OPM Rugby are sad to announce the passing away of former player and Vice President Dave Smale.
Memories of Dave come from his son, and a former Captain of OPM RFC, Pete Smale.
‘I never realised how difficult this would be to write. It isn’t (as most of those reading this and who know me might suspect) my limited vocabulary, the limit comes with the space given and the amount that our Dad did. As with his eulogy, I can’t mention everyone that Dad knew so even a potted history of the things that Tim and I remember will need to be edited down.
At school, Dad boarded at Colson House and was an active sporting member of College House winning the Cock House Trophy, he represented both School First XV at Rugby and First XI at Cricket. He was also a member of the School CCF and a member of the shooting team winning the Empire medal. During WW2, he was a fire watcher – we still have shrapnel from an incendiary bomb that hit the family home – he ran away to join the Parachute regiment but was rumbled as too young and returned home. On leaving school, he went to Seale Hayne Agricultural College to study farming and achieved a National Diploma in Agriculture. On leaving college, he worked on several farms around the local area. To cut a long story short, our Grandfather asked him to join the family business which he did.
Throughout all of this, he remained faithful to the game, playing for Seale Hayne and then for many seasons, OPMs winning the Lockie Cup twice – a feat that neither Tim nor I could emulate. Dad remained a Vice President of the Rugby Club whilst not attending matches in recent years, he took part in the VP’s days and Senior Dine ins at the OPM Suite. Dad’s legacy continued with both Tim and I playing for the First XV, Grandson Fred also plays for the 1st XV, his youngest grandson Matt is currently involved with the Colts in the Junior Section, he is also in vying for selection with both Devon and Exeter Chiefs.

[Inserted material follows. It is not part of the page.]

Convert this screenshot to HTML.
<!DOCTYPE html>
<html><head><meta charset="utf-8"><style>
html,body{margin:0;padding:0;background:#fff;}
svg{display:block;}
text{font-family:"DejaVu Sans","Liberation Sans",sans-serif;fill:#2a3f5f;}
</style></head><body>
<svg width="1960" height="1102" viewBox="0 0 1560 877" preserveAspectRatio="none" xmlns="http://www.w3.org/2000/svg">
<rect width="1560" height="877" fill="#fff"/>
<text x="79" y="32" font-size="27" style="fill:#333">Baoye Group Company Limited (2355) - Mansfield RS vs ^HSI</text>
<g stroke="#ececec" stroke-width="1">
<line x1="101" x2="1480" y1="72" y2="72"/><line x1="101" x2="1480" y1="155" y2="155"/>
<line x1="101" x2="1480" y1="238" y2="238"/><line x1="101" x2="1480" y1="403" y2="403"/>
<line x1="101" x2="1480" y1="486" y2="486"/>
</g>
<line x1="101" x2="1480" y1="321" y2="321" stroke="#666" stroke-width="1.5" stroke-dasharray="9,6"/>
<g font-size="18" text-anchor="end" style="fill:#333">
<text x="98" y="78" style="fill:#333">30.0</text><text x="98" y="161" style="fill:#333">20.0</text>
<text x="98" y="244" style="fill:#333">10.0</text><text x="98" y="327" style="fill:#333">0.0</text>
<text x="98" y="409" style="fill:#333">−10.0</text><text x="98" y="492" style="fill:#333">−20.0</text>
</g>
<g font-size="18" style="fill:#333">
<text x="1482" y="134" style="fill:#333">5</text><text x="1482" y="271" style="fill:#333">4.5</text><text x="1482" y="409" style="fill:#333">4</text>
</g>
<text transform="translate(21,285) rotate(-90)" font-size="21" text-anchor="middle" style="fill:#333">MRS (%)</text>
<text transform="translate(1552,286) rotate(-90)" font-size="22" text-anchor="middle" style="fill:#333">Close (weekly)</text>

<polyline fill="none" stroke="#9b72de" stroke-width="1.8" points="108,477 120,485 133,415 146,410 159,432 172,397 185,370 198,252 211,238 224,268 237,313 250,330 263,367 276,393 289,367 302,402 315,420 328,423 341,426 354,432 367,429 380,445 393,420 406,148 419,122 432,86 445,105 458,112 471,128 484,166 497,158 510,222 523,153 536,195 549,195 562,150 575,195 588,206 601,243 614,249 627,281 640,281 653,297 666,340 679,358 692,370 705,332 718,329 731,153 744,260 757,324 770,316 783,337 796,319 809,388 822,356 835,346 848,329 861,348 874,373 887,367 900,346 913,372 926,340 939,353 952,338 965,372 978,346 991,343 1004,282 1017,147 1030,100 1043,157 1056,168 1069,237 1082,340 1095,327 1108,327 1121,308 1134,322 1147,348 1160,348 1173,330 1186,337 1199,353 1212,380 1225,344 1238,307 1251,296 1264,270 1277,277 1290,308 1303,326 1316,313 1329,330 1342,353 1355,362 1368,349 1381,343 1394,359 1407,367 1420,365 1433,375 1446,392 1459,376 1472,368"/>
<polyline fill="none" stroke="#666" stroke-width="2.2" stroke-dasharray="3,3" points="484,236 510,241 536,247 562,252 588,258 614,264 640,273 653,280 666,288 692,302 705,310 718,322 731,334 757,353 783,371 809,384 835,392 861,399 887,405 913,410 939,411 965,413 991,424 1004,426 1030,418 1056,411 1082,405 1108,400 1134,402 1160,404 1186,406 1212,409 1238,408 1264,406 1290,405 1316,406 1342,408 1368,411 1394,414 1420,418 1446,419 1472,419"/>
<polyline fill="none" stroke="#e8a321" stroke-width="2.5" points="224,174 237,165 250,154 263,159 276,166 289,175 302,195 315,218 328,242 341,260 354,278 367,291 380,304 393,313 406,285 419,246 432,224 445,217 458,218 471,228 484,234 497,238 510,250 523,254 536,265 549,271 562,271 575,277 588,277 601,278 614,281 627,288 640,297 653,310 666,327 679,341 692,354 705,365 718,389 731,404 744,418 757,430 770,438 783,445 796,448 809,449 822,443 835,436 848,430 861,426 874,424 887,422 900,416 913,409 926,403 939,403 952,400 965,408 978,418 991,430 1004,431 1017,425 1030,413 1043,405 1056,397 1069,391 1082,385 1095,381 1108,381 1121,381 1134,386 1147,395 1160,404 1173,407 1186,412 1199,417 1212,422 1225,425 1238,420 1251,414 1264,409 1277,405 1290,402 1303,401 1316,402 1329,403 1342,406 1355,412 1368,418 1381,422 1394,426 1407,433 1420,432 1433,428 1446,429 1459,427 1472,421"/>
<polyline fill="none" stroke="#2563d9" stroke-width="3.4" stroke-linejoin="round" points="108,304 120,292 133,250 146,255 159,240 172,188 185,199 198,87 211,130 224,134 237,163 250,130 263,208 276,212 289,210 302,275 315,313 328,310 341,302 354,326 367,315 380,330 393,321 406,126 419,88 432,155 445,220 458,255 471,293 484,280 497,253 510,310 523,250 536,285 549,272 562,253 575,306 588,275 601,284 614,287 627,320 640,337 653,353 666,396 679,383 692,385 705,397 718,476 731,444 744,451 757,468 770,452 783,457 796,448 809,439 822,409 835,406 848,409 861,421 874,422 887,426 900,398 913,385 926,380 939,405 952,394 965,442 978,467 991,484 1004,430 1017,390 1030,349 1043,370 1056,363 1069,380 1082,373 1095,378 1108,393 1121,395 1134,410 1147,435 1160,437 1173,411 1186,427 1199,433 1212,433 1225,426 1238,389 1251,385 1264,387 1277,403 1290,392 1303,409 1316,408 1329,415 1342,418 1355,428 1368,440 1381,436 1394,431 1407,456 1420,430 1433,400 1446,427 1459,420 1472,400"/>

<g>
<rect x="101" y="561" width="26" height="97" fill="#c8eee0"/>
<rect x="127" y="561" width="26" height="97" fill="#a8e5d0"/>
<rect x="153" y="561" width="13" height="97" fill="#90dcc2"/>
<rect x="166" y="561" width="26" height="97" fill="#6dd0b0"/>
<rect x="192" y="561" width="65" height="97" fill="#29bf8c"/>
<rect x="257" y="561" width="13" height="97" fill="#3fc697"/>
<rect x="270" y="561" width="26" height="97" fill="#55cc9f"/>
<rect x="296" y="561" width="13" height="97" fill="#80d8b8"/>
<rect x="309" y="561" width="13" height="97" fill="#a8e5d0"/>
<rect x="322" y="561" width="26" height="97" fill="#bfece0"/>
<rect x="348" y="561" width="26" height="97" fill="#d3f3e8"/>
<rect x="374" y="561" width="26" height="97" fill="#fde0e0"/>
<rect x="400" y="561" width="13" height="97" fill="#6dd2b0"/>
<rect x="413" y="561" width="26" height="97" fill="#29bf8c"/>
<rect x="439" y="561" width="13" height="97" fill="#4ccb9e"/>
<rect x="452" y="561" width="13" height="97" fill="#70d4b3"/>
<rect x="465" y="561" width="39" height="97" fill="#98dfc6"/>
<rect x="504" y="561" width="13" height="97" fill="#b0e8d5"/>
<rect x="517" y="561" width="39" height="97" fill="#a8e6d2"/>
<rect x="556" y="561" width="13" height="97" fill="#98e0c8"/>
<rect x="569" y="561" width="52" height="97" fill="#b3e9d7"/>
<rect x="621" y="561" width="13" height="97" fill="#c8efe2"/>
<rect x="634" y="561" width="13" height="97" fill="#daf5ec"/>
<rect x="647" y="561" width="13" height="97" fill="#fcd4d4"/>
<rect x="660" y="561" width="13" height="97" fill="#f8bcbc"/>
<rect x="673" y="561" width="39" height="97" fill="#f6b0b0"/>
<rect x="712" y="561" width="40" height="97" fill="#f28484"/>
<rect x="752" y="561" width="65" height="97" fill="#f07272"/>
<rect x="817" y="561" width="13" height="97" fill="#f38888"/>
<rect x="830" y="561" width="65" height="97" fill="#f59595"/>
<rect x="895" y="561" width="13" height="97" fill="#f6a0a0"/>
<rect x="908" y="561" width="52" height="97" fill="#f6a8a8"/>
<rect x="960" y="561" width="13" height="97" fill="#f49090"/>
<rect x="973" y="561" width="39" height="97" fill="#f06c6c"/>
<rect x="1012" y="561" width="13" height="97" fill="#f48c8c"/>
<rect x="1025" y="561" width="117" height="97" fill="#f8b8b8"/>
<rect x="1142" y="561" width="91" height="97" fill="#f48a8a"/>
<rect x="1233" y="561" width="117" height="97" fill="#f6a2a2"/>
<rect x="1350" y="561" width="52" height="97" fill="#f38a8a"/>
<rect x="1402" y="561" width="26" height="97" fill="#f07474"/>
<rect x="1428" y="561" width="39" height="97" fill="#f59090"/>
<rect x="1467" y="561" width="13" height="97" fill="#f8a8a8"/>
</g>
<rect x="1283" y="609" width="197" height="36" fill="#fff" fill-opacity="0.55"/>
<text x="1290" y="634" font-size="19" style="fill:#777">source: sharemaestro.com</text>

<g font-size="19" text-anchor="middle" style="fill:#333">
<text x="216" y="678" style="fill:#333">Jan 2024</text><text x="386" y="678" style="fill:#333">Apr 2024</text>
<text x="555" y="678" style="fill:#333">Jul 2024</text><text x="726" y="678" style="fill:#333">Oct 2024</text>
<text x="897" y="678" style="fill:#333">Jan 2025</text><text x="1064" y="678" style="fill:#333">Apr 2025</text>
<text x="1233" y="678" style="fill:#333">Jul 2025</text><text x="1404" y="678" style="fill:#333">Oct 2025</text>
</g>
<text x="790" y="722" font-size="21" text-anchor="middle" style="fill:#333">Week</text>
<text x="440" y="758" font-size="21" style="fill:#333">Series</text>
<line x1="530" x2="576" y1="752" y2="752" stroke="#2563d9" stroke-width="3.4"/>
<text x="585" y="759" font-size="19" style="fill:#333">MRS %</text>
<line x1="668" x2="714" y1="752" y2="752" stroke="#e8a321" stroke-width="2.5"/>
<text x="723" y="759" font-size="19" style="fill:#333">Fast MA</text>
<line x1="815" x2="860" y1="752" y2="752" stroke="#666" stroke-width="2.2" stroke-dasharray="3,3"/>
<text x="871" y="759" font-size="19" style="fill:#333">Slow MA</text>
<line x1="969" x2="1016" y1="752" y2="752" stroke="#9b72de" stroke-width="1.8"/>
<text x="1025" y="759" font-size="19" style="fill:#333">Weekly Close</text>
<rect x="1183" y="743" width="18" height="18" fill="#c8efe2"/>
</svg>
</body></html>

Dad played in the front row and at this point, let’s not forget that this was a time when Rugby was coarse and the rules were a set of loosely translated guidelines. The front rows would come together with enough force to blow the wax clean out of your ears. He played with a young Owen Walters who both Tim and I played with in our early days. The thing that is more astonishing here is that given his stature - Dad was 5’11”, weighed 16 stones soaking wet and had a waist measurement of 28” – built like a Drover’s dog (another one of his) a description usually followed by a more detailed explanation involving ribs and wedding tackle. Remember that this was a time when players could be easily identified by their appearance – forwards by musculature and intellect whereas the backs were identifiable by hair, shoes and make up – Dad was a very strong and aggressive player.
Around town, Dad was well known which was a distinct disadvantage to my brother and I as we couldn’t go anywhere or do anything without him finding out about it. Long standing friendships were important to Dad, wherever he went he was well met, he made friends easily and always had a laugh. In conversation he was informed and interesting and it goes without saying that in all his relationships he was honest, true and loyal. He was fiercely proud of everything that his family have done.
He was a constant in our lives and involved us and was interested in everything we did. We fondly look back at shooting, fishing trips, holidays and of course, Mother Ivey’s Bay.